Further out, the influence of the next generation of games consoles enters the mix. There’s more chat about the next Xbox than Playstation at the moment. Xbox Next, as we’ll call it, should appear in 2013 but is probably already influencing game development.
Firm facts about Xbox Next are very hard to come by. At this point an interesting thought experiment comes in handy. The transistor count for the main processor chips in the first Xbox was roughly 50 million. For Xbox 360, it was 500 million. Could Xbox next be 5 billion?
That would be enough to buy you, for instance, the new six-core Intel Sandy Bridge E CPU and a GeForce GTX 580, which are around the 2 billion and 3 billion mark respectively. A better bet might be that Core i5 I told you to buy and AMD’s dashing new Radeon HD 7970, which weigh in around 1 billion and 4 billion a pop.
Tantalising stuff, isn’t it? Except I can’t believe it will happen. Personally, I’m not expecting a 5 billion tranny chip. Heat and power issues probably preclude it. The whole thing needs to fit inside about 200W tops. Then there is the Red Ring of Death experience with the 360, the success of the fidelity -eschewing Wii, the frankly astonishing performance developers have squeezed out of the ancient 360 (Crysis 2 on the 360 is ridiculous), the quest for better profit margins from day one – all are among the many reasons to expect Microsoft to be more conservative this time.
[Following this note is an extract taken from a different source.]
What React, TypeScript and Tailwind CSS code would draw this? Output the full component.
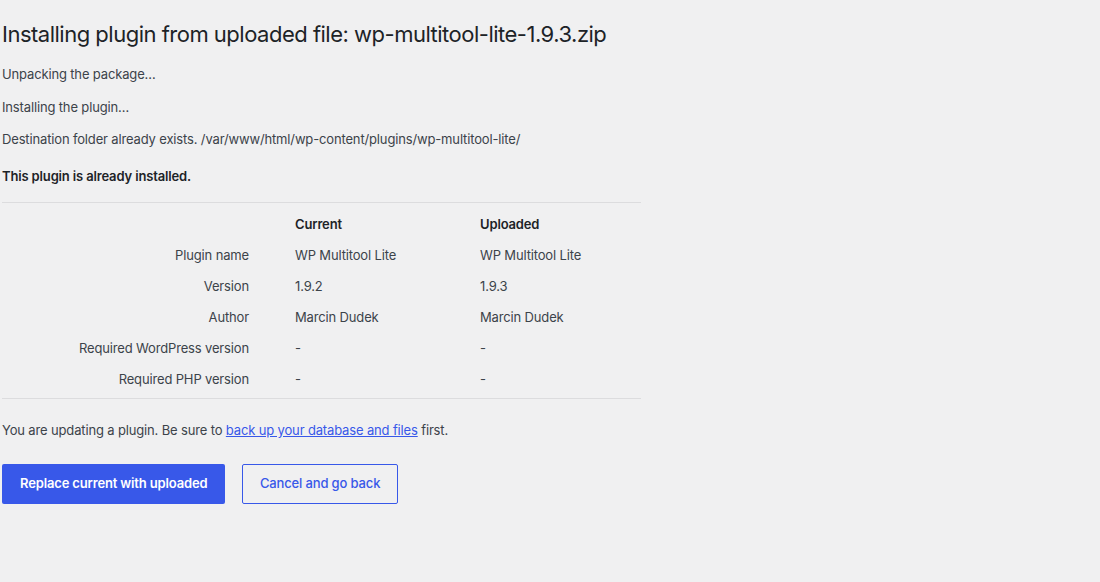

My bet is something nearer 3 billion transistors, including a host of functions normally found on a PC motherboard, all squeezed into a single SoC. It’s also almost guaranteed it won’t be x86-compatible à la PC. I think the absolute best case scenario Xbox Next will be four Power7 IBM cores and a GPU analogous to the upcoming Radeon HD7700. It may not even be a good as that.
At best, then, if you want equivalents to today’s PC hardware, we’re looking at Radeon HD 6800 series levels of performance or maybe GeForce GTX 560 Ti. It’s another reason not to unload on a £500 video board.